**Problem statement:** From the listing below, output the lines between the one with "Write a component" and the one with "items-center justify-center rounded-[12px]", including those two, and nothing else. Pictures are not copied.

____ Recorded data

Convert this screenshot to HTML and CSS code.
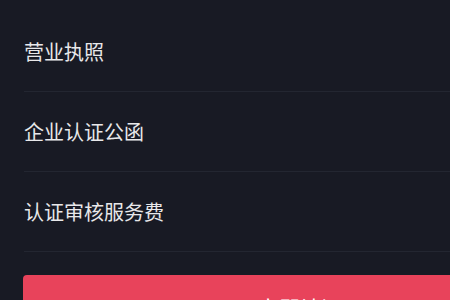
FILE: index.html
```html
<!DOCTYPE html>
<html lang="zh-CN">
<head>
<meta charset="utf-8">
<title>认证材料</title>
<link rel="stylesheet" href="styles.css">
</head>
<body>
<div class="page">
  <ul class="list">
    <li class="row">营业执照</li>
    <li class="row">企业认证公函</li>
    <li class="row">认证审核服务费</li>
  </ul>
  <div class="action">
    <button class="btn">立即认证</button>
  </div>
</div>
</body>
</html>
```
FILE: styles.css
```css
html, body {
  margin: 0;
  padding: 0;
  background: #181a24;
  overflow: hidden;
}
.page {
  width: 450px;
  height: 300px;
  overflow: hidden;
  padding-top: 12px;
  box-sizing: border-box;
  font-family: "Noto Sans CJK SC", "Noto Sans", sans-serif;
}
.list {
  list-style: none;
  margin: 0 0 0 24px;
  padding: 0;
}
.row {
  height: 80px;
  display: flex;
  align-items: center;
  border-bottom: 1px solid #232631;
  box-sizing: border-box;
  color: #e8e8ea;
  font-size: 20px;
  padding-bottom: 1px;
}
.action {
  margin: 23px 0 0 23px;
}
.btn {
  display: block;
  width: 554px;
  height: 64px;
  border: 0;
  border-radius: 4px;
  background: #e8435b;
  color: #ffffff;
  font-family: "Noto Sans CJK SC", "Noto Sans", sans-serif;
  font-size: 21px;
  padding: 0;
}
```
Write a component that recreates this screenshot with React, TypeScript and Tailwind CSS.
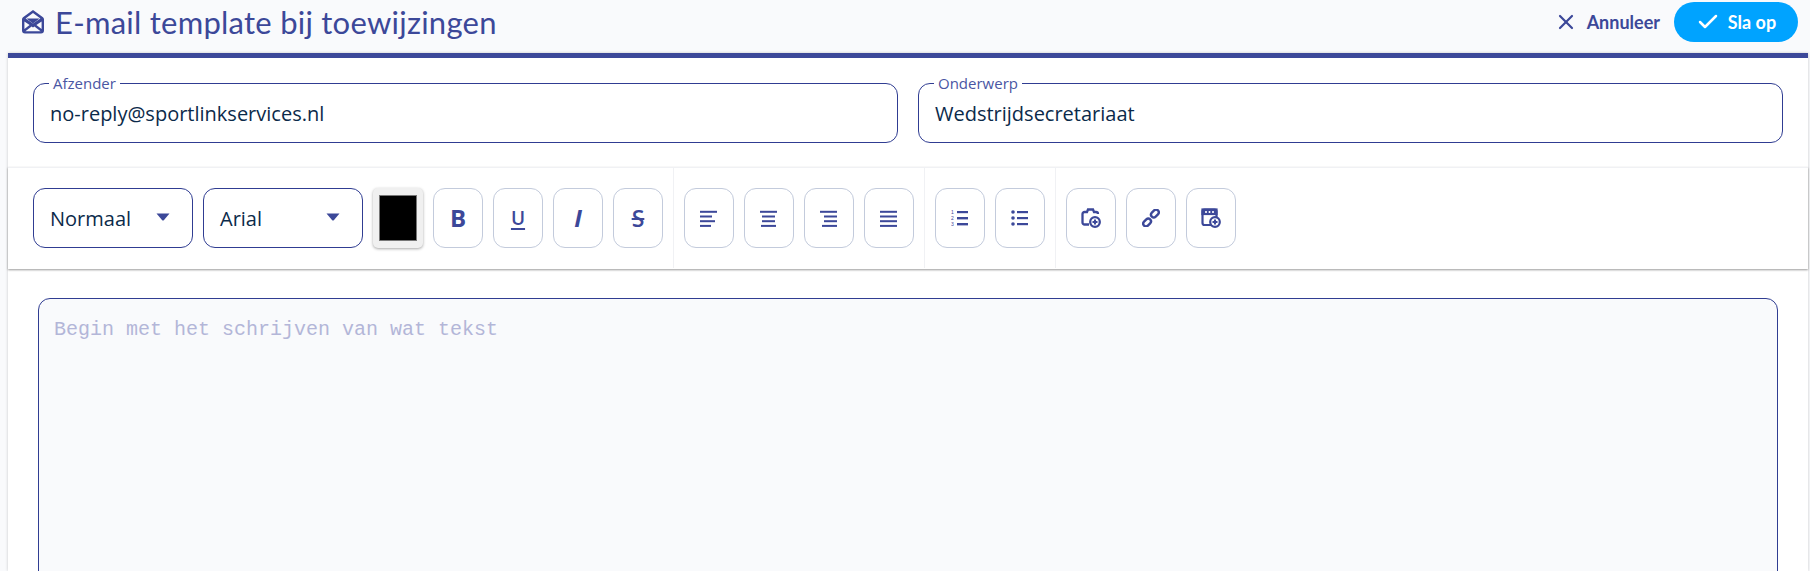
import { ReactNode } from "react";
import { Check, X } from "lucide-react";

const btnClass =
  "flex h-[60px] w-[50px] shrink-0 items-center justify-center rounded-[12px] border border-[#c3cbdc] bg-white text-[#3c4899]";

const ToolButton = ({ children }: { children: ReactNode }) => <button className={btnClass}>{children}</button>;

const Group = ({ children, last }: { children: ReactNode; last?: boolean }) => (
  <div className={`flex h-full items-center gap-[10px] pl-[10px] pr-[10px] ${last ? "" : "border-r border-[#f0f1f4]"}`}>
    {children}
  </div>
);

const Lines = ({ rows }: { rows: [number, number][] }) => (
  <svg width="18" height="18" viewBox="0 0 18 18" fill="currentColor">
    {rows.map(([x, w], i) => (
      <rect key={i} x={x} y={1.8 + i * 4.7} width={w} height="2" />
    ))}
  </svg>
);

const FieldBox = ({ label, value }: { label: string; value: string }) => (
  <fieldset className="h-[68px] -mt-[8px] rounded-[12px] border border-[#303d92] px-[16px]">
    <legend className="-ml-px px-[4px] text-[15px] leading-[16px] text-[#4a56a3] font-['Open_Sans',sans-serif]">
      {label}
    </legend>
    <div className="mt-[9px] text-[20px] leading-[28px] text-[#0b2a4a] font-['Open_Sans',sans-serif]">{value}</div>
  </fieldset>
);

const SelectBox = ({ label }: { label: string }) => (
  <div className="flex h-[60px] w-[160px] shrink-0 items-center justify-between rounded-[12px] border border-[#303d92] pl-[16px] pr-[22px] text-[20px] text-[#0b2a4a] font-['Open_Sans',sans-serif]">
    <span className="pt-[2px]">{label}</span>
    <svg width="14" height="8" viewBox="0 0 14 8" className="-mt-[2px] text-[#3c4899]" fill="currentColor">
      <path d="M0.5 0.5h13L8 7a1.4 1.4 0 0 1-2 0z" />
    </svg>
  </div>
);

const App = () => {
  return (
    <div className="h-[571px] w-[1810px] overflow-hidden bg-[#f9fafc]">
      {/* Titelbalk */}
      <header className="flex h-[53px] items-start justify-between pl-[22px] pr-[12px]">
        <div className="flex items-center gap-[11px] pt-[2px] text-[#3c4899]">
          <svg width="22" height="24" viewBox="0 0 22 24" fill="currentColor" className="mt-[-1px]">
            <path
              fillRule="evenodd"
              d="M11 0 21 7.2A3 3 0 0 1 22 9.5V20.5A3 3 0 0 1 19 23.5H3A3 3 0 0 1 0 20.5V9.5A3 3 0 0 1 1 7.2ZM11 3 3.6 8.4 11 13.6 18.4 8.4ZM2.4 11.4V19L7.6 15ZM19.6 11.4 14.4 15 19.6 19ZM9.6 16.4 3.4 21.2H18.6L12.4 16.4 11 17.4Z"
            />
            <path d="M4.4 8.6h13.2L11 13.4z" />
          </svg>
          <h1 className="text-[31px] leading-[40px] font-normal tracking-[0.25px] font-['Lato',sans-serif]">
            E-mail template bij toewijzingen
          </h1>
        </div>
        <div className="flex items-center pt-[2px]">
          <button className="flex items-center gap-[9px] text-[#3c4899]">
            <X size={24} strokeWidth={2.2} />
            <span className="text-[18px] font-bold font-['Lato',sans-serif]">Annuleer</span>
          </button>
          <button className="ml-[14px] flex h-[40px] w-[124px] items-center justify-center gap-[8px] rounded-full bg-[#00a3ff] text-white">
            <Check size={24} strokeWidth={2.5} />
            <span className="text-[18px] font-bold font-['Lato',sans-serif]">Sla op</span>
          </button>
        </div>
      </header>

      {/* Paneel */}
      <main className="ml-[8px] mr-[2px] h-[518px] border-t-[5px] border-[#3c4899] bg-white shadow-[0_0_3px_rgba(0,0,0,0.2)]">
        <div className="grid h-[109px] grid-cols-2 gap-[20px] px-[25px] pt-[25px]">
          <FieldBox label="Afzender" value="no-reply@sportlinkservices.nl" />
          <FieldBox label="Onderwerp" value="Wedstrijdsecretariaat" />
        </div>

        {/* Werkbalk */}
        <div className="flex h-[102px] items-center border-t border-[#f0f1f4] pb-[1px] pl-[25px] shadow-[0_1px_2px_rgba(0,0,0,0.4)]">
          <div className="flex h-full items-center gap-[10px] border-r border-[#f0f1f4] pr-[10px]">
            <SelectBox label="Normaal" />
            <SelectBox label="Arial" />
            <div className="flex h-[60px] w-[50px] shrink-0 items-center justify-center rounded-[5px] bg-[#f0f0f0] shadow-[0_1px_3px_rgba(0,0,0,0.35)]">
              <div className="h-[46px] w-[38px] border border-[#777] bg-black" />
            </div>
            <ToolButton>
              <span className="text-[24px] font-bold font-['Open_Sans',sans-serif]">B</span>
            </ToolButton>
            <ToolButton>
              <span className="text-[19px] font-semibold underline decoration-2 underline-offset-[3px] font-['Open_Sans',sans-serif]">U</span>
            </ToolButton>
            <ToolButton>
              <span className="text-[24px] font-bold italic font-['Open_Sans',sans-serif]">I</span>
            </ToolButton>
            <ToolButton>
              <span className="text-[23px] font-semibold line-through decoration-2 font-['Open_Sans',sans-serif]">S</span>
            </ToolButton>
          </div>
          <Group>
            <ToolButton><Lines rows={[[0, 17], [0, 12], [0, 15], [0, 11]]} /></ToolButton>
            <ToolButton><Lines rows={[[0, 17], [2, 13], [2, 13], [1, 15]]} /></ToolButton>
            <ToolButton><Lines rows={[[0, 17], [4, 13], [4, 13], [2, 15]]} /></ToolButton>
            <ToolButton><Lines rows={[[0, 17], [0, 17], [0, 17], [0, 17]]} /></ToolButton>
          </Group>
          <Group>
            <ToolButton>
              <svg width="18" height="18" viewBox="0 0 18 18" fill="currentColor">
                <rect x="6" y="2" width="11" height="2.2" />
                <rect x="6" y="8" width="11" height="2.4" />
                <rect x="6" y="14" width="11" height="2.4" />
                <text x="0" y="5" fontSize="5" fontFamily="Liberation Sans, sans-serif">1</text>
                <text x="0" y="11" fontSize="5" fontFamily="Liberation Sans, sans-serif">2</text>
                <text x="0" y="17" fontSize="5" fontFamily="Liberation Sans, sans-serif">3</text>
              </svg>
            </ToolButton>
            <ToolButton>
              <svg width="18" height="18" viewBox="0 0 18 18" fill="currentColor">
                <circle cx="2" cy="3" r="1.8" />
                <circle cx="2" cy="9" r="1.8" />
                <circle cx="2" cy="15" r="1.8" />
                <rect x="6" y="2" width="11" height="2.2" />
                <rect x="6" y="8" width="11" height="2.2" />
                <rect x="6" y="14" width="11" height="2.2" />
              </svg>
            </ToolButton>
          </Group>
          <Group last>
            <ToolButton>
              <svg width="20" height="20" viewBox="0 0 20 20" fill="none" stroke="currentColor" strokeWidth="2.3">
                <path d="M8 16.5H3.5a2 2 0 0 1-2-2V6a2 2 0 0 1 2-2h2.5l1-2.5h5L13 4h2a2 2 0 0 1 2 2" />
                <circle cx="14" cy="14" r="4.8" fill="white" />
                <path d="M14 11.5v5M11.5 14h5" strokeWidth="2" />
              </svg>
            </ToolButton>
            <ToolButton>
              <svg width="18" height="18" viewBox="0 0 18 18" fill="none" stroke="currentColor" strokeWidth="2.4">
                <rect x="8.6" y="1.8" width="8.6" height="5.4" rx="2.7" transform="rotate(-45 12.9 4.5)" />
                <rect x="0.8" y="10.8" width="8.6" height="5.4" rx="2.7" transform="rotate(-45 5.1 13.5)" />
              </svg>
            </ToolButton>
            <ToolButton>
              <svg width="20" height="20" viewBox="0 0 20 20" fill="none" stroke="currentColor" strokeWidth="2.2">
                <rect x="1.5" y="1.5" width="14" height="15.5" rx="2" />
                <rect x="1.5" y="1.5" width="14" height="4.5" fill="currentColor" />
                <path d="M5 3v2M8.5 3v2M12 3v2" stroke="white" strokeWidth="1.6" />
                <circle cx="14" cy="14" r="4.8" fill="white" />
                <path d="M14 11.5v5M11.5 14h5" strokeWidth="2" />
              </svg>
            </ToolButton>
          </Group>
        </div>

        {/* Editor */}
        <div className="mx-[30px] mt-[29px] h-[400px] rounded-t-[12px] border border-[#303d92] bg-[#f9fafc] pt-[17px] pl-[15px] pr-[16px]">
          <p className="text-[20px] leading-[28px] text-[#b3b6d8] font-['Liberation_Mono',monospace]">
            Begin met het schrijven van wat tekst
          </p>
        </div>
      </main>
    </div>
  );
};

export default App;
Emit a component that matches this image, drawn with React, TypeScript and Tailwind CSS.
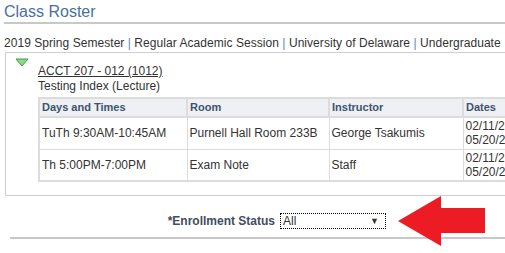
import React from "react";

const font = { fontFamily: '"Liberation Sans", Arial, sans-serif' };

const rows = [
  { days: "TuTh 9:30AM-10:45AM", room: "Purnell Hall Room 233B", instructor: "George Tsakumis", dates: ["02/11/2019 -", "05/20/2019"] },
  { days: "Th 5:00PM-7:00PM", room: "Exam Note", instructor: "Staff", dates: ["02/11/2019 -", "05/20/2019"] },
];

function Arrow() {
  return (
    <svg width="90" height="52" viewBox="0 0 90 52" className="shrink-0">
      <polygon points="0,26 43,1 43,13 87,13 87,38 43,38 43,51" fill="#ed1c24" />
    </svg>
  );
}

export default function App() {
  return (
    <div className="w-[505px] h-[253px] overflow-hidden bg-white text-[#333] relative" style={font}>
      <div className="pl-[4px] pt-[3px]">
        <h1 className="text-[16px] leading-[18px] text-[#4a6ea5]">Class Roster</h1>
        <div className="mt-[1px] h-[2px] bg-[#c8c8c8]" />
      </div>

      <div className="pl-[4px] pt-[12px] text-[12px] leading-[14px] whitespace-nowrap tracking-[0.05px]">
        2019 Spring Semester <span className="text-[#5b87b8]">|</span> Regular Academic Session{" "}
        <span className="text-[#5b87b8]">|</span> University of Delaware{" "}
        <span className="text-[#5b87b8]">|</span> Undergraduate
      </div>

      <div className="ml-[5px] mt-[2px] w-[600px] border-t border-l border-b border-[#cfcfcf] h-[144px]">
        <div className="flex">
          <svg width="14" height="9" viewBox="0 0 14 9" className="ml-[9px] mt-[5px] shrink-0">
            <polygon points="1,1 13,1 7,8" fill="#8fd88f" stroke="#3f9f3f" strokeWidth="1" />
          </svg>
          <div className="ml-[9px] pt-[11px]">
            <div className="text-[12px] leading-[14px] underline">ACCT 207 - 012 (1012)</div>
            <div className="text-[12px] leading-[14px] mt-[1px]">Testing Index (Lecture)</div>
          </div>
        </div>
        <table className="ml-[32px] mt-[4px] border-collapse text-[12px] border-2 border-[#dcdcdc]">
          <thead>
            <tr className="bg-[#eef0f3] h-[19px]">
              <th className="w-[148px] text-left font-bold text-[11px] text-[#3e5470] px-[2px] border-r-2 border-b-2 border-[#dcdcdc]">Days and Times</th>
              <th className="w-[142px] text-left font-bold text-[11px] text-[#3e5470] px-[2px] border-r-2 border-b-2 border-[#dcdcdc]">Room</th>
              <th className="w-[134px] text-left font-bold text-[11px] text-[#3e5470] px-[2px] border-r-2 border-b-2 border-[#dcdcdc]">Instructor</th>
              <th className="w-[110px] text-left font-bold text-[11px] text-[#3e5470] px-[2px] border-b-2 border-[#dcdcdc]">Dates</th>
            </tr>
          </thead>
          <tbody>
            {rows.map((r, i) => (
              <tr key={i} className="h-[32px]">
                <td className="px-[2px] border-r border-b border-[#dcdcdc] whitespace-nowrap">{r.days}</td>
                <td className="px-[2px] border-r border-b border-[#dcdcdc] whitespace-nowrap">{r.room}</td>
                <td className="px-[2px] border-r border-b border-[#dcdcdc] whitespace-nowrap">{r.instructor}</td>
                <td className="px-[2px] border-b border-[#dcdcdc] leading-[14px] whitespace-nowrap">
                  {r.dates[0]}
                  <br />
                  {r.dates[1]}
                </td>
              </tr>
            ))}
          </tbody>
        </table>
      </div>

      <div className="ml-[10px] h-[43px] border-b-2 border-[#c8c8c8] flex items-center pt-[9px]">
        <div className="w-[265px] text-right text-[12px] font-bold text-[#3f4d5e]">*Enrollment Status</div>
        <div className="ml-[5px] w-[106px] h-[16px] border border-dotted border-black flex items-center justify-between px-[2px] text-[12px] leading-[14px]">
          <span>All</span>
          <span className="text-[9px] pr-[4px]">▼</span>
        </div>
      </div>

      <div className="absolute left-[398px] top-[195px]">
        <Arrow />
      </div>
    </div>
  );
}
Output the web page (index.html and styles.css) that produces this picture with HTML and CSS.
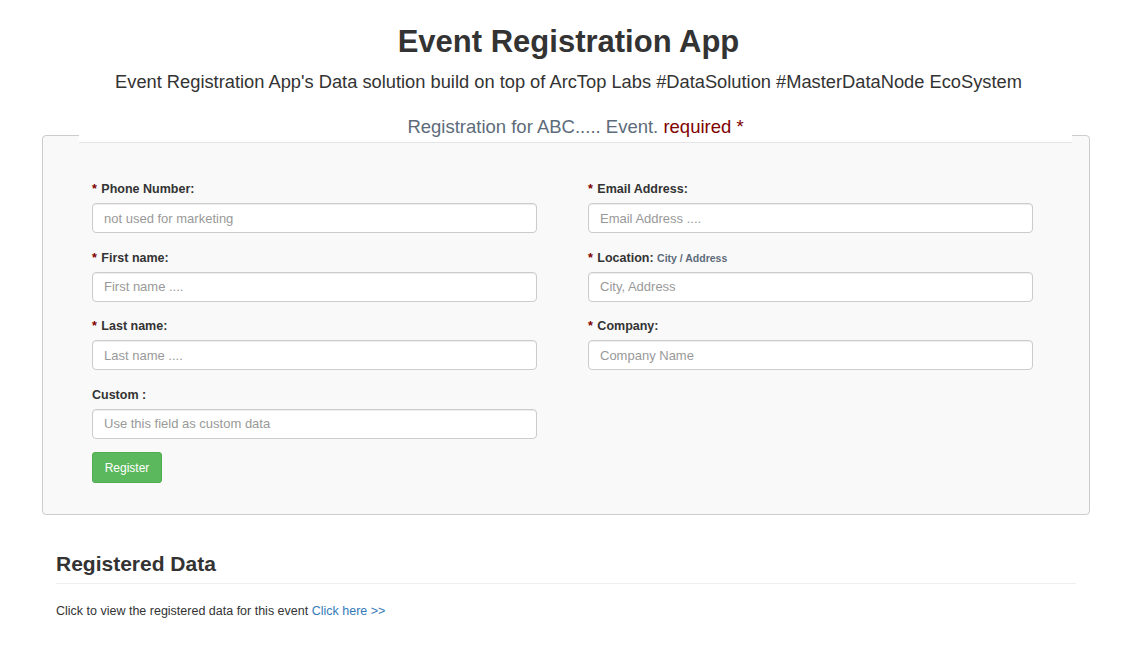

________

**Reply:**
Write a component that recreates this screenshot with React, TypeScript and Tailwind CSS.
import { ReactNode } from "react";
import { Check, X } from "lucide-react";

const btnClass =
  "flex h-[60px] w-[50px] shrink-0 items-center justify-center rounded-[12px] border border-[#c3cbdc] bg-white text-[#3c4899]";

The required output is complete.